We don’t take either position, since we lack the gift of prophecy, and your faithful  servant is a follower of Yogi Berra who famously said that prediction is very difficult, especially about the future.

In the meantime, a development of 2,432 homes is going up just north of Bakersfield, with projected home prices starting at $250,000, which in Southern California borders on giveaway.

To get the whole story read Ralph Vartabedian, Railing Against Urban Sprawl, L.A. Times, Feb. 24, 2015, at p. A1 (above the fold).

California Choo-Choo (Cont’d.)

Today’s California newspapers report breathlessly that — ta,da! — work is starting on the delayed bullet train. Ralph Vartabeian, Work Starting on the Bullet Train, L.A. Times, Jan. 5, 2015, p. 1A (above the fold). But before you get all in an uproar and rush out to buy some California Choo-Choo bonds, be advised that nothing has been done yet, and the foo-foo of which Mr. Vartabedian writes will be more in the nature of a ground-breaking ceremony, rather that the start of actual construction. Mr. Vartabedian who impresses us as a knowledgeable dude, adds this:

          “But the milestone marked by Tuesday’s ground-breaking ceremony also will serve as a reminder of the enormous financial, technical and political risks still faced by the Los Angeles-to-San Francisco project.

Rail officials haven’t yet lined up the funds needed to complete the initial system over the next 14 years.
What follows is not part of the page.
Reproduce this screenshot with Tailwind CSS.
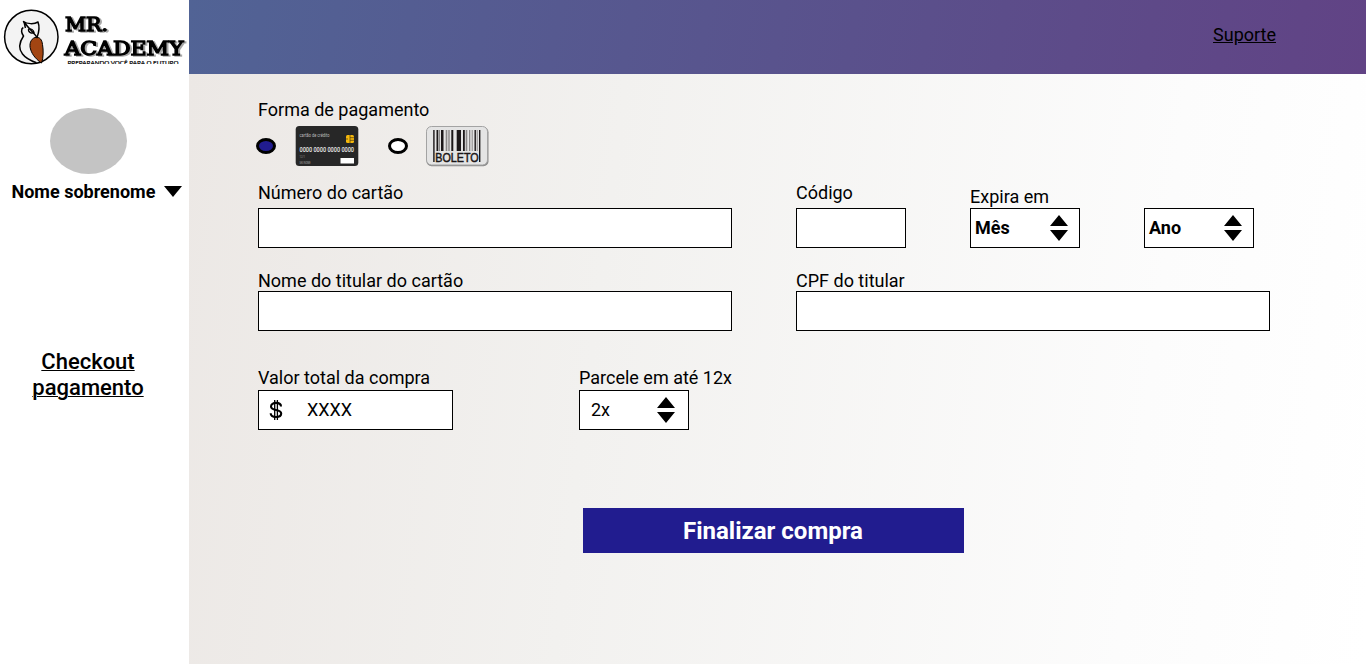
<!DOCTYPE html>
<html lang="pt-BR">
<head>
<meta charset="utf-8">
<title>Checkout pagamento</title>
<script src="https://cdn.jsdelivr.net/npm/@tailwindcss/browser@4"></script>
</head>
<body class="flex h-[664px] w-[1366px] overflow-hidden bg-white font-['Roboto',sans-serif] text-[18px] leading-[21px] text-black">
  <aside class="flex w-[189px] shrink-0 flex-col bg-white">
    <svg class="block h-[74px] w-[189px]" viewBox="0 0 189 74">
      <circle cx="31.3" cy="37" r="26.7" fill="#f3f3f3" stroke="#000" stroke-width="1.5"/>
      <path d="M35 37.500C30.500 39 29 44.500 30.500 49C32 55 37 60 41.500 63C43.500 58 43.500 50 42.500 44.500C42 40 40 36.500 35 37.500Z" fill="#a24512" stroke="#000" stroke-width="1"/>
      <path d="M23.300 27.500C20.500 29 21.500 33.500 23.500 36C19.500 42 18.500 49 22.500 54C25.500 58 30 60.500 36.500 62.800" fill="none" stroke="#000" stroke-width="1.500"/>
      <path d="M25.500 28C24.500 25.500 25 23.500 23.500 21.500C27 24 34 24.500 38 22C39.500 26 39.500 31 37 37.500C34.500 33.500 29 29 24.500 22.500" fill="none" stroke="#000" stroke-width="1.500" stroke-linejoin="round"/>
      <path d="M28.500 29C28 32.500 32 34 34 32.500C33.500 30 31 28.500 28.500 29" fill="none" stroke="#000" stroke-width="1.300"/>
      <g class="drop-shadow-[2px_1.5px_0_#a8a8a8]" font-family="DejaVu Serif, serif" font-size="18.500" stroke="#000" stroke-width="1.300">
        <text x="65" y="31" textLength="43" lengthAdjust="spacingAndGlyphs">MR.</text>
        <text x="64.500" y="55" textLength="119" lengthAdjust="spacingAndGlyphs">ACADEMY</text>
      </g>
      <svg x="64" y="58.500" width="122" height="5.500" viewBox="64 58.500 122 5.500">
        <text x="67.500" y="64.700" font-family="Lato, sans-serif" font-size="6" textLength="111" lengthAdjust="spacingAndGlyphs" stroke="#000" stroke-width=".2">PREPARANDO VOCÊ PARA O FUTURO</text>
      </svg>
    </svg>
    <div class="mt-[34px] ml-[50px] h-[66px] w-[77px] rounded-[50%] bg-[#c4c4c4]"></div>
    <div class="mt-[7px] flex items-center pl-[11.500px] font-bold">
      <span class="w-[152.500px] whitespace-nowrap">Nome sobrenome</span>
      <svg class="h-[11px] w-[18px]" viewBox="0 0 18 11"><path d="M0 0H18L9 11Z"/></svg>
    </div>
    <a class="mt-[147px] w-[176px] text-center text-[22px] leading-[26px] font-medium underline decoration-1">Checkout<br>pagamento</a>
  </aside>

  <div class="flex grow flex-col">
    <header class="flex h-[74px] justify-end bg-linear-[100deg,#516395,#614385] pt-6 pr-[90px]">
      <a class="underline">Suporte</a>
    </header>

    <main class="grow bg-linear-[97deg,#ece8e5,#f2f1ef_35%,#fcfcfc_80%,#ffffff] pt-[25px] pl-[69px]">
      <p>Forma de pagamento</p>
      <div class="mt-[6px] -ml-[2px] flex h-[40px] items-center">
        <svg class="h-4 w-5" viewBox="0 0 20 16"><ellipse cx="10" cy="8" rx="8.500" ry="6.500" fill="#211c8f" stroke="#000" stroke-width="3"/></svg>
        <svg class="ml-[19px] h-[42px] w-[64px]" viewBox="0 0 64 42">
          <rect x="0.700" y="1" width="62.600" height="40" rx="3.500" fill="#272727"/>
          <text x="4.500" y="12" font-family="Roboto, sans-serif" font-size="4.800" fill="#bbb" textLength="30" lengthAdjust="spacingAndGlyphs">cartão de crédito</text>
          <rect x="51" y="10" width="8" height="8" rx="1.500" fill="#f6b80c"/>
          <path d="M55 10V18M55 12.700H59M55 15.300H59M51 14H53" stroke="#473710" stroke-width=".7"/>
          <text x="4.500" y="27.200" font-family="Roboto, sans-serif" font-size="6.500" font-weight="500" fill="#e8e8e8" textLength="54.500" lengthAdjust="spacingAndGlyphs">0000 0000 0000 0000</text>
          <text x="4.500" y="32.800" font-family="Roboto, sans-serif" font-size="2.600" fill="#999">12/1</text>
          <text x="4.500" y="38.800" font-family="Roboto, sans-serif" font-size="3" fill="#aaa" textLength="11" lengthAdjust="spacingAndGlyphs">SEU NOME</text>
          <rect x="45.500" y="33" width="13.500" height="5.500" fill="#fff"/>
        </svg>
        <svg class="ml-[29px] h-4 w-5" viewBox="0 0 20 16"><ellipse cx="10" cy="8" rx="8.500" ry="6.500" fill="#fff" stroke="#000" stroke-width="3"/></svg>
        <svg class="ml-[17px] h-[42px] w-[64px]" viewBox="0 0 64 42">
          <rect x="1.500" y="2.200" width="62" height="39" rx="5" fill="#8b8b8b"/>
          <rect x="1.500" y="1.500" width="61" height="38.500" rx="5" fill="#e4e4e4" stroke="#a3a3a3"/>
          <g fill="#1b1718">
            <rect x="8.200" y="5" width="1.400" height="32"/>
            <rect x="11.500" y="5" width="1.800" height="21"/>
            <rect x="16" y="5" width="2.500" height="21"/>
            <rect x="26.300" y="5" width="2" height="21"/>
            <rect x="31.700" y="5" width="4.300" height="21"/>
            <rect x="38" y="5" width="1.800" height="21"/>
            <rect x="49.500" y="5" width="1.400" height="21"/>
            <rect x="54" y="5" width="1.400" height="32"/>
          </g>
          <g fill="#8a8888">
            <rect x="14" y="5" width="1" height="21"/>
            <rect x="20.700" y="5" width="1.600" height="21"/>
            <rect x="23.300" y="5" width="1.400" height="21"/>
            <rect x="40.700" y="5" width="1.600" height="21"/>
            <rect x="44" y="5" width="1.300" height="21"/>
            <rect x="46.700" y="5" width="1" height="21"/>
            <rect x="51.700" y="5" width="1" height="21"/>
          </g>
          <text x="10.300" y="36.500" font-family="Liberation Sans, sans-serif" font-size="12" fill="#1b1718" stroke="#1b1718" stroke-width=".5" textLength="43.400" lengthAdjust="spacingAndGlyphs">BOLETO</text>
        </svg>
      </div>

      <div class="mt-4 flex h-[66px] gap-16">
        <div class="flex w-[474px] flex-col justify-between"><label>Número do cartão</label><div class="h-10 border border-black bg-white"></div></div>
        <div class="flex w-[110px] flex-col justify-between"><label>Código</label><div class="h-10 border border-black bg-white"></div></div>
        <div class="flex w-[110px] flex-col justify-end">
          <label class="mb-px">Expira em</label>
          <div class="flex h-10 items-center justify-between border border-black bg-white pr-[11px] pl-1 font-bold">
            <span class="mb-px">Mês</span>
            <svg class="h-[26px] w-[18px]" viewBox="0 0 18 26"><path d="M0 11L9 0L18 11ZM0 15H18L9 26Z"/></svg>
          </div>
        </div>
        <div class="flex w-[110px] flex-col justify-end">
          <div class="flex h-10 items-center justify-between border border-black bg-white pr-[11px] pl-1 font-bold">
            <span class="mb-px">Ano</span>
            <svg class="h-[26px] w-[18px]" viewBox="0 0 18 26"><path d="M0 11L9 0L18 11ZM0 15H18L9 26Z"/></svg>
          </div>
        </div>
      </div>

      <div class="mt-[22px] flex gap-16">
        <div class="flex w-[474px] flex-col"><label>Nome do titular do cartão</label><div class="h-10 border border-black bg-white"></div></div>
        <div class="flex w-[474px] flex-col"><label>CPF do titular</label><div class="h-10 border border-black bg-white"></div></div>
      </div>

      <div class="mt-9 flex gap-[126px]">
        <div class="flex w-[195px] flex-col gap-[2px]">
          <label>Valor total da compra</label>
          <div class="flex h-10 items-center border border-black bg-white pl-[10px]">
            <svg class="h-5 w-[14px]" viewBox="0 0 14 20" fill="none" stroke="#000"><path d="M12 6.500C12 4 9.700 2.900 7 2.900S2 4.200 2 6.500C2 8.800 4.300 9.500 7 10S12.200 11.200 12.200 13.500S9.800 17 7 17S1.700 15.800 1.700 13.300" stroke-width="2.100"/><path d="M5.700 0V20M8.400 0V20" stroke-width="1.300"/></svg>
            <span class="mb-px ml-[24px]">XXXX</span>
          </div>
        </div>
        <div class="flex w-[110px] flex-col gap-[2px]">
          <label class="whitespace-nowrap">Parcele em até 12x</label>
          <div class="flex h-10 items-center justify-between border border-black bg-white pr-[13px] pl-[11px]">
            <span class="mb-px">2x</span>
            <svg class="h-[26px] w-[18px]" viewBox="0 0 18 26"><path d="M0 11L9 0L18 11ZM0 15H18L9 26Z"/></svg>
          </div>
        </div>
      </div>

      <button class="mt-[78px] ml-[325px] block h-[45px] w-[381px] bg-[#211c8f] pr-px text-[24px] leading-[28px] font-bold text-white">Finalizar compra</button>
    </main>
  </div>
</body>
</html>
Construction is starting two years later than  the state had promised. Acquisition of private property is going slower than expected. And they have yet to finalize legal agreements with two of the nation’s  most powerful private freight railroads that are concerned about how a bullet train network will affect their operations.

To say nothing of the fact that Congress is in the process of being taken over by Republicans who — it says here — are likely to be considerably more inhibited in giving away the federal taxpayers’ money to California to help fund Democratic Gov. Jerry Brown’s California Choo-Choo.